=== Aim ===
Print the listing below from its opening line through the line holding "<quota-page></quota-page>", both ends included.
--*--
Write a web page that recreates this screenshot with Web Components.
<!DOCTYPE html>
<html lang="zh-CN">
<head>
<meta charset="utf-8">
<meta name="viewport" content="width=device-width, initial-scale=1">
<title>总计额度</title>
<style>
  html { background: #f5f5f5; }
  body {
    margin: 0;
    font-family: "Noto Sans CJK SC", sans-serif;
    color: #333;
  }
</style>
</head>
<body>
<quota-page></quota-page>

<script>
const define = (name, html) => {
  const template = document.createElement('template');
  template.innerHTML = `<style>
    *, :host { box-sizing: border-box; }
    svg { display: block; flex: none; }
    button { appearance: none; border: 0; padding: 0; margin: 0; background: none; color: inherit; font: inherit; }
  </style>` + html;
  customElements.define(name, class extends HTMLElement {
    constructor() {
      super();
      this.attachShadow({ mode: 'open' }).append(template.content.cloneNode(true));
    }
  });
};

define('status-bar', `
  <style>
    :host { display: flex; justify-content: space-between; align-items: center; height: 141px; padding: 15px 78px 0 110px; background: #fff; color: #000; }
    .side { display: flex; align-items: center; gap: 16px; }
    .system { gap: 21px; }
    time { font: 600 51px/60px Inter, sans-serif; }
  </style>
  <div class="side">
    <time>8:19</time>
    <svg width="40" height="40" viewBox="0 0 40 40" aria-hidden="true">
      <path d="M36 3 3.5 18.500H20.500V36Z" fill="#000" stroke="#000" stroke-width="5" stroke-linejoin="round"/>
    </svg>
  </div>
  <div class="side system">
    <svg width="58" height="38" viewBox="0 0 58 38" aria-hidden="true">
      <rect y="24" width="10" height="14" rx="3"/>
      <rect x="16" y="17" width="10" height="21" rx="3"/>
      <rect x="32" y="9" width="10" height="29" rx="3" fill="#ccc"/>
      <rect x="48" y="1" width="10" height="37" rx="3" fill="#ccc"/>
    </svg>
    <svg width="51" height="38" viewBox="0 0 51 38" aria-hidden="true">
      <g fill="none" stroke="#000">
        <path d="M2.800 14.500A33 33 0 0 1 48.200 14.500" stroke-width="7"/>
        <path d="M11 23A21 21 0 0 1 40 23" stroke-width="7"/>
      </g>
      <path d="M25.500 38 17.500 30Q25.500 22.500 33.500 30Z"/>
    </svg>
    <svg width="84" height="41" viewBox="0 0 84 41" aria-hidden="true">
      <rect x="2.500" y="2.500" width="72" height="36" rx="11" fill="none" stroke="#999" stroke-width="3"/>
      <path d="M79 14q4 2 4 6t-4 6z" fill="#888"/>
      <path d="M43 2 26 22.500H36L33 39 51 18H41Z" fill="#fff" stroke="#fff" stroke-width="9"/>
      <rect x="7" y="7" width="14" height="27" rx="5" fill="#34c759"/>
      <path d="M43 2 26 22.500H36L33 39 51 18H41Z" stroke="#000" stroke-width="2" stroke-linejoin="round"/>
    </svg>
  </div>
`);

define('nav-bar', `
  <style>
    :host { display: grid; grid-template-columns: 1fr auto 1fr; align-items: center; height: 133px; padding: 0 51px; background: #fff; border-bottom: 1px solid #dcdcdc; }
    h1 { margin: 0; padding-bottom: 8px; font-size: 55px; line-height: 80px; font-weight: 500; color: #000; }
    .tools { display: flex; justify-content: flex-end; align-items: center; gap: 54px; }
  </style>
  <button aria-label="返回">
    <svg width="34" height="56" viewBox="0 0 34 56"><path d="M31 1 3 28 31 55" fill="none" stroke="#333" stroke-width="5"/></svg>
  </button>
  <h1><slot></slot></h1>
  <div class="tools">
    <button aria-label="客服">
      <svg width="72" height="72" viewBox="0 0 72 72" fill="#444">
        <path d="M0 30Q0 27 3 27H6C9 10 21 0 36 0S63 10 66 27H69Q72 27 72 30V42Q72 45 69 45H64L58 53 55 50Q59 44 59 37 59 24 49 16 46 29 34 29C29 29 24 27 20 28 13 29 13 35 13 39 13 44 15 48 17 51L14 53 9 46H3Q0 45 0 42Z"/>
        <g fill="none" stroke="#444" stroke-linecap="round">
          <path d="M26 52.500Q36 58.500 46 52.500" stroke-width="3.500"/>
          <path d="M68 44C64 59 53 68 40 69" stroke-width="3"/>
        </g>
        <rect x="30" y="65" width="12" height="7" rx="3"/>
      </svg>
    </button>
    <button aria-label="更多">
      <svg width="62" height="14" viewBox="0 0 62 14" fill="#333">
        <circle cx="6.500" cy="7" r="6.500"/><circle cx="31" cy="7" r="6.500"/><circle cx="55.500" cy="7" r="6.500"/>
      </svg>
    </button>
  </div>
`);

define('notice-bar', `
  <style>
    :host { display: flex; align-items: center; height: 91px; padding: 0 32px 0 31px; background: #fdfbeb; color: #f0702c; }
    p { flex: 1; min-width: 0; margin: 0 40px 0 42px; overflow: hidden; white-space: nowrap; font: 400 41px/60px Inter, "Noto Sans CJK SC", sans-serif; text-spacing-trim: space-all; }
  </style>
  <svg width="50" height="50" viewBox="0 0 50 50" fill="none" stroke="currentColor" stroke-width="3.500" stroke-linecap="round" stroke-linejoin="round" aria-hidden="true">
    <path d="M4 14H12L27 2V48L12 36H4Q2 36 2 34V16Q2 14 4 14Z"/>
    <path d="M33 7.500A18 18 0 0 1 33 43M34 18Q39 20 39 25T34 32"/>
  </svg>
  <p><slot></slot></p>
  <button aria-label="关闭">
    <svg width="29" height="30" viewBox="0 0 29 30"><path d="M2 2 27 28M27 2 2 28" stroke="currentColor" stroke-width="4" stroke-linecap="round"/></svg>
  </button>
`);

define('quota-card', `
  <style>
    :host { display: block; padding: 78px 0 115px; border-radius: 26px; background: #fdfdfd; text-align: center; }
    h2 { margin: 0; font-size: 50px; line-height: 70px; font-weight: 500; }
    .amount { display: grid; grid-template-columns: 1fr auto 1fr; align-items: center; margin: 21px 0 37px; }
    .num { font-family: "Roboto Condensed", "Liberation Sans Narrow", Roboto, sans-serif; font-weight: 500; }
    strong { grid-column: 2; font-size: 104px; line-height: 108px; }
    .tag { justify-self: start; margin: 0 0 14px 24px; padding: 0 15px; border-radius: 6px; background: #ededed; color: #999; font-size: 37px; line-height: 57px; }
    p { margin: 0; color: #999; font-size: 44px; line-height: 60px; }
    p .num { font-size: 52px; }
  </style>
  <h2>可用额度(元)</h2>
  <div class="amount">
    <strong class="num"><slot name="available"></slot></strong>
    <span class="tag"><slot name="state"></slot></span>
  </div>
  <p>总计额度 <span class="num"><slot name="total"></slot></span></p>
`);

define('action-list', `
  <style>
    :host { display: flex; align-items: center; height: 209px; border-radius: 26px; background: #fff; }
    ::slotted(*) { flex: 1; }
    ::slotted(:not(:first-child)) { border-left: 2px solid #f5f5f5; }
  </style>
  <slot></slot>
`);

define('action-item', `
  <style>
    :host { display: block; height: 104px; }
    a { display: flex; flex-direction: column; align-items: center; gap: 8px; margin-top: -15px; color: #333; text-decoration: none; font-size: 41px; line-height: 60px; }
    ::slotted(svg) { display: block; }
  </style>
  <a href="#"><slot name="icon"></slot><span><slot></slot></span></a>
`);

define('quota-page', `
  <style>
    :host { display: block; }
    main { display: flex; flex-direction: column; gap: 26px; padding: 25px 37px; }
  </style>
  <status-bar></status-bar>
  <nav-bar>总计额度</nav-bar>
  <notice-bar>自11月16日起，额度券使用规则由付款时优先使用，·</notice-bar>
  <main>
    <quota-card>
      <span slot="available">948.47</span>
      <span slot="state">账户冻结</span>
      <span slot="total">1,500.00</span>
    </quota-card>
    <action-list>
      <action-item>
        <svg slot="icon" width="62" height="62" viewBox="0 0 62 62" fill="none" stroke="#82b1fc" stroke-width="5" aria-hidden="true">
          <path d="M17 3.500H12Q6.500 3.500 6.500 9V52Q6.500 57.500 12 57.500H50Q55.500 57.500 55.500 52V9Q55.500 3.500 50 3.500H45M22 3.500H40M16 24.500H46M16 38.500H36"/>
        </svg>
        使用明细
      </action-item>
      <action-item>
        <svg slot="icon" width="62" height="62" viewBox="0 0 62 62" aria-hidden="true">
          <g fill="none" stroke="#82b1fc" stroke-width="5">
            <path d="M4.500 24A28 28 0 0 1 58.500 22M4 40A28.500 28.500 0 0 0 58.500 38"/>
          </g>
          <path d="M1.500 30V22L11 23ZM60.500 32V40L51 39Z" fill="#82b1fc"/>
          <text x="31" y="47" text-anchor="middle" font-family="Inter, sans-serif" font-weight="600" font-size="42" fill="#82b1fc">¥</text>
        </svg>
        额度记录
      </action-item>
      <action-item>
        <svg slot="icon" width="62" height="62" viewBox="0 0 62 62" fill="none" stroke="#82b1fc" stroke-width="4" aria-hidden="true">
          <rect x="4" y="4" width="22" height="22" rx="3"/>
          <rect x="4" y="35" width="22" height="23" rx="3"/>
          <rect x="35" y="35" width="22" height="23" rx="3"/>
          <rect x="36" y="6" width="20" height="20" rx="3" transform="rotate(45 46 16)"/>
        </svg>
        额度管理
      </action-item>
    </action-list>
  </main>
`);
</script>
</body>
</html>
--*--
=== Task solution ===
Write a web page that recreates this screenshot with Web Components.
<!DOCTYPE html>
<html lang="zh-CN">
<head>
<meta charset="utf-8">
<meta name="viewport" content="width=device-width, initial-scale=1">
<title>总计额度</title>
<style>
  html { background: #f5f5f5; }
  body {
    margin: 0;
    font-family: "Noto Sans CJK SC", sans-serif;
    color: #333;
  }
</style>
</head>
<body>
<quota-page></quota-page>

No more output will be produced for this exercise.